● **Work required**
Take the material below and retype it in full; pictures are left out.

———

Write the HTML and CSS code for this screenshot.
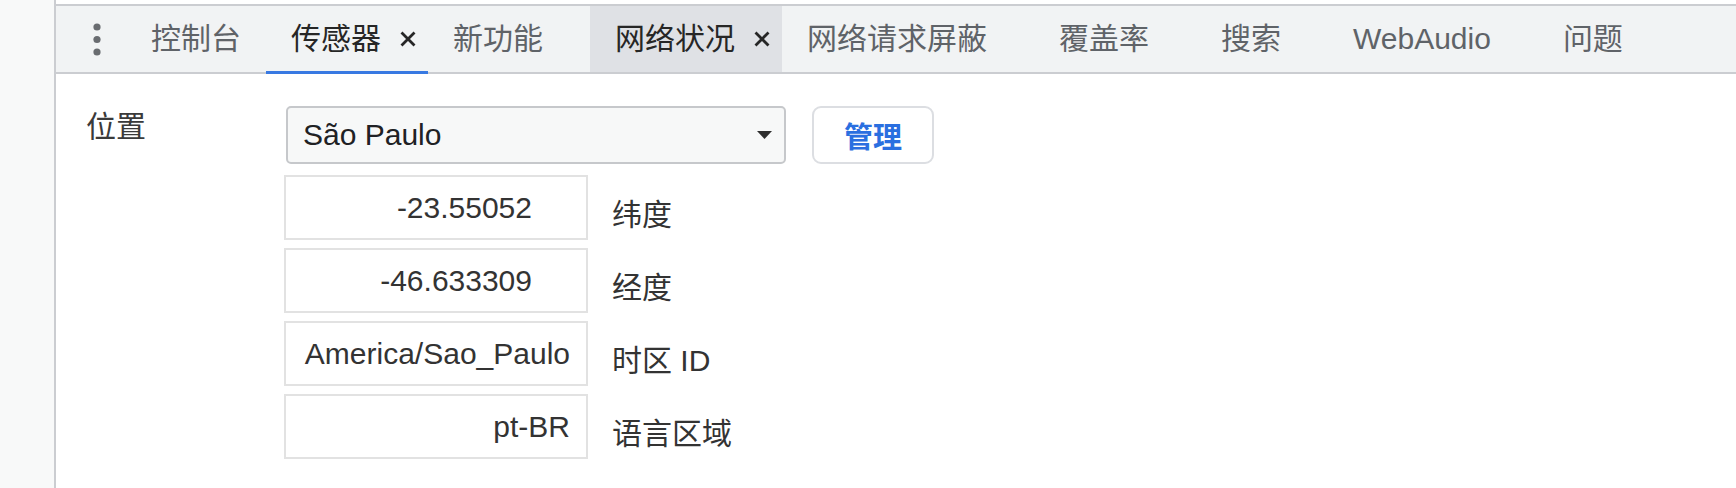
FILE: index.html
```html
<!DOCTYPE html>
<html lang="zh">
<head>
<meta charset="utf-8">
<title>传感器</title>
<link rel="stylesheet" href="styles.css">
</head>
<body>
<div class="app">
  <aside class="side"></aside>
  <main class="main">
    <div class="tabbar">
      <div class="kebab" aria-label="更多">
        <svg width="10" height="34" viewBox="0 0 10 34"><circle cx="5" cy="4" r="3.6"/><circle cx="5" cy="16.5" r="3.6"/><circle cx="5" cy="29" r="3.6"/></svg>
      </div>
      <div class="tab plain">控制台</div>
      <div class="tab selected">传感器<span class="close"><svg width="18" height="18" viewBox="0 0 18 18"><path d="M2.5 2.5 L15.5 15.5 M15.5 2.5 L2.5 15.5"/></svg></span></div>
      <div class="tab">新功能<span class="close"></span></div>
      <div class="tab hover">网络状况<span class="close"><svg width="18" height="18" viewBox="0 0 18 18"><path d="M2.5 2.5 L15.5 15.5 M15.5 2.5 L2.5 15.5"/></svg></span></div>
      <div class="tab">网络请求屏蔽<span class="close"></span></div>
      <div class="tab">覆盖率<span class="close"></span></div>
      <div class="tab">搜索<span class="close"></span></div>
      <div class="tab">WebAudio<span class="close"></span></div>
      <div class="tab">问题<span class="close"></span></div>
    </div>
    <section class="content">
      <div class="loc-row">
        <div class="loc-label">位置</div>
        <div class="select">
          <span class="select-text">São Paulo</span>
          <svg class="arrow" width="15" height="8" viewBox="0 0 15 8"><path d="M0 0 H15 L7.5 8 Z"/></svg>
        </div>
        <button class="btn">管理</button>
      </div>
      <div class="fields">
        <div class="field"><div class="input num">-23.55052</div><span class="flabel">纬度</span></div>
        <div class="field"><div class="input num">-46.633309</div><span class="flabel">经度</span></div>
        <div class="field"><div class="input">America/Sao_Paulo</div><span class="flabel">时区 ID</span></div>
        <div class="field"><div class="input">pt-BR</div><span class="flabel">语言区域</span></div>
      </div>
    </section>
  </main>
</div>
</body>
</html>
```

FILE: styles.css
```css
* { box-sizing: border-box; }
html, body { margin: 0; padding: 0; background: #ffffff; }
body {
  font-family: "Liberation Sans", "Noto Sans CJK SC", sans-serif;
  font-size: 30px;
  color: #333333;
  width: 1736px;
  height: 488px;
  overflow: hidden;
}
.app { display: flex; height: 488px; }
.side {
  width: 56px;
  flex: none;
  background: #f8f9f9;
  border-right: 2px solid #cbcdd1;
}
.main { flex: 1; padding-top: 4px; }

.tabbar {
  display: flex;
  align-items: stretch;
  height: 70px;
  background: #f1f3f4;
  border-top: 2px solid #cbcdd1;
  border-bottom: 2px solid #cbcdd1;
  padding-left: 24px;
}
.kebab {
  width: 34px;
  margin-right: 12px;
  display: flex;
  align-items: center;
  justify-content: center;
  padding-top: 1px;
}
.kebab svg { fill: #696c70; }
.tab {
  position: relative;
  display: flex;
  align-items: center;
  padding-left: 25px;
  color: #5f6368;
  white-space: nowrap;
  line-height: 1;
}
.tab.plain { padding-right: 25px; }
.tab .close {
  width: 24px;
  height: 24px;
  margin-left: 15px;
  margin-right: 8px;
  display: flex;
  align-items: center;
  justify-content: center;
}
.tab .close svg { stroke: #262626; stroke-width: 2.8; fill: none; }
.tab.selected { color: #262626; }
.tab.selected::after {
  content: "";
  position: absolute;
  left: 0;
  right: 0;
  bottom: -2px;
  height: 3px;
  background: #3879e2;
}
.tab.hover { background: #dfe1e5; color: #262626; }

.content { padding: 32px 0 0 30px; }
.loc-row { display: flex; align-items: flex-start; }
.loc-label {
  width: 200px;
  flex: none;
  line-height: 34px;
  margin-top: 4px;
  color: #3a3a3a;
}
.select {
  width: 500px;
  height: 58px;
  border: 2px solid #c6c8cb;
  border-radius: 5px;
  background: #f7f8f8;
  display: flex;
  align-items: center;
  justify-content: space-between;
  padding: 0 12px 0 15px;
  color: #202124;
}
.select .arrow { fill: #2e2e2e; margin-top: -1px; }
.btn {
  margin-left: 26px;
  width: 122px;
  height: 58px;
  border: 2px solid #dcdee2;
  border-radius: 9px;
  background: #ffffff;
  font-family: "Liberation Sans", "Noto Sans CJK SC", sans-serif;
  font-size: 29px;
  font-weight: 700;
  color: #2a6fe0;
  padding: 0;
}

.fields {
  display: flex;
  flex-direction: column;
  gap: 8px;
  margin-top: 11px;
  padding-left: 198px;
}
.field { display: flex; align-items: center; }
.input {
  width: 304px;
  height: 65px;
  border: 2px solid #e2e2e2;
  background: #ffffff;
  display: flex;
  align-items: center;
  justify-content: flex-end;
  padding-right: 16px;
  color: #333333;
  white-space: nowrap;
}
.input.num { padding-right: 54px; }
.flabel {
  margin-left: 24px;
  margin-top: 8px;
  color: #333333;
}
```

———

● **The reply**
Write the HTML and CSS code for this screenshot.
FILE: index.html
```html
<!DOCTYPE html>
<html lang="zh">
<head>
<meta charset="utf-8">
<title>传感器</title>
<link rel="stylesheet" href="styles.css">
</head>
<body>
<div class="app">
  <aside class="side"></aside>
  <main class="main">
    <div class="tabbar">
      <div class="kebab" aria-label="更多">
        <svg width="10" height="34" viewBox="0 0 10 34"><circle cx="5" cy="4" r="3.6"/><circle cx="5" cy="16.5" r="3.6"/><circle cx="5" cy="29" r="3.6"/></svg>
      </div>
      <div class="tab plain">控制台</div>
      <div class="tab selected">传感器<span class="close"><svg width="18" height="18" viewBox="0 0 18 18"><path d="M2.5 2.5 L15.5 15.5 M15.5 2.5 L2.5 15.5"/></svg></span></div>
      <div class="tab">新功能<span class="close"></span></div>
      <div class="tab hover">网络状况<span class="close"><svg width="18" height="18" viewBox="0 0 18 18"><path d="M2.5 2.5 L15.5 15.5 M15.5 2.5 L2.5 15.5"/></svg></span></div>
      <div class="tab">网络请求屏蔽<span class="close"></span></div>
      <div class="tab">覆盖率<span class="close"></span></div>
      <div class="tab">搜索<span class="close"></span></div>
      <div class="tab">WebAudio<span class="close"></span></div>
      <div class="tab">问题<span class="close"></span></div>
    </div>
    <section class="content">
      <div class="loc-row">
        <div class="loc-label">位置</div>
        <div class="select">
          <span class="select-text">São Paulo</span>
          <svg class="arrow" width="15" height="8" viewBox="0 0 15 8"><path d="M0 0 H15 L7.5 8 Z"/></svg>
        </div>
        <button class="btn">管理</button>
      </div>
      <div class="fields">
        <div class="field"><div class="input num">-23.55052</div><span class="flabel">纬度</span></div>
        <div class="field"><div class="input num">-46.633309</div><span class="flabel">经度</span></div>
        <div class="field"><div class="input">America/Sao_Paulo</div><span class="flabel">时区 ID</span></div>
        <div class="field"><div class="input">pt-BR</div><span class="flabel">语言区域</span></div>
      </div>
    </section>
  </main>
</div>
</body>
</html>
```

FILE: styles.css
```css
* { box-sizing: border-box; }
html, body { margin: 0; padding: 0; background: #ffffff; }
body {
  font-family: "Liberation Sans", "Noto Sans CJK SC", sans-serif;
  font-size: 30px;
  color: #333333;
  width: 1736px;
  height: 488px;
  overflow: hidden;
}
.app { display: flex; height: 488px; }
.side {
  width: 56px;
  flex: none;
  background: #f8f9f9;
  border-right: 2px solid #cbcdd1;
}
.main { flex: 1; padding-top: 4px; }

.tabbar {
  display: flex;
  align-items: stretch;
  height: 70px;
  background: #f1f3f4;
  border-top: 2px solid #cbcdd1;
  border-bottom: 2px solid #cbcdd1;
  padding-left: 24px;
}
.kebab {
  width: 34px;
  margin-right: 12px;
  display: flex;
  align-items: center;
  justify-content: center;
  padding-top: 1px;
}
.kebab svg { fill: #696c70; }
.tab {
  position: relative;
  display: flex;
  align-items: center;
  padding-left: 25px;
  color: #5f6368;
  white-space: nowrap;
  line-height: 1;
}
.tab.plain { padding-right: 25px; }
.tab .close {
  width: 24px;
  height: 24px;
  margin-left: 15px;
  margin-right: 8px;
  display: flex;
  align-items: center;
  justify-content: center;
}
.tab .close svg { stroke: #262626; stroke-width: 2.8; fill: none; }
.tab.selected { color: #262626; }
.tab.selected::after {
  content: "";
  position: absolute;
  left: 0;
  right: 0;
  bottom: -2px;
  height: 3px;
  background: #3879e2;
}
.tab.hover { background: #dfe1e5; color: #262626; }

.content { padding: 32px 0 0 30px; }
.loc-row { display: flex; align-items: flex-start; }
.loc-label {
  width: 200px;
  flex: none;
  line-height: 34px;
  margin-top: 4px;
  color: #3a3a3a;
}
.select {
  width: 500px;
  height: 58px;
  border: 2px solid #c6c8cb;
  border-radius: 5px;
  background: #f7f8f8;
  display: flex;
  align-items: center;
  justify-content: space-between;
  padding: 0 12px 0 15px;
  color: #202124;
}
.select .arrow { fill: #2e2e2e; margin-top: -1px; }
.btn {
  margin-left: 26px;
  width: 122px;
  height: 58px;
  border: 2px solid #dcdee2;
  border-radius: 9px;
  background: #ffffff;
  font-family: "Liberation Sans", "Noto Sans CJK SC", sans-serif;
  font-size: 29px;
  font-weight: 700;
  color: #2a6fe0;
  padding: 0;
}

.fields {
  display: flex;
  flex-direction: column;
  gap: 8px;
  margin-top: 11px;
  padding-left: 198px;
}
.field { display: flex; align-items: center; }
.input {
  width: 304px;
  height: 65px;
  border: 2px solid #e2e2e2;
  background: #ffffff;
  display: flex;
  align-items: center;
  justify-content: flex-end;
  padding-right: 16px;
  color: #333333;
  white-space: nowrap;
}
.input.num { padding-right: 54px; }
.flabel {
  margin-left: 24px;
  margin-top: 8px;
  color: #333333;
}
```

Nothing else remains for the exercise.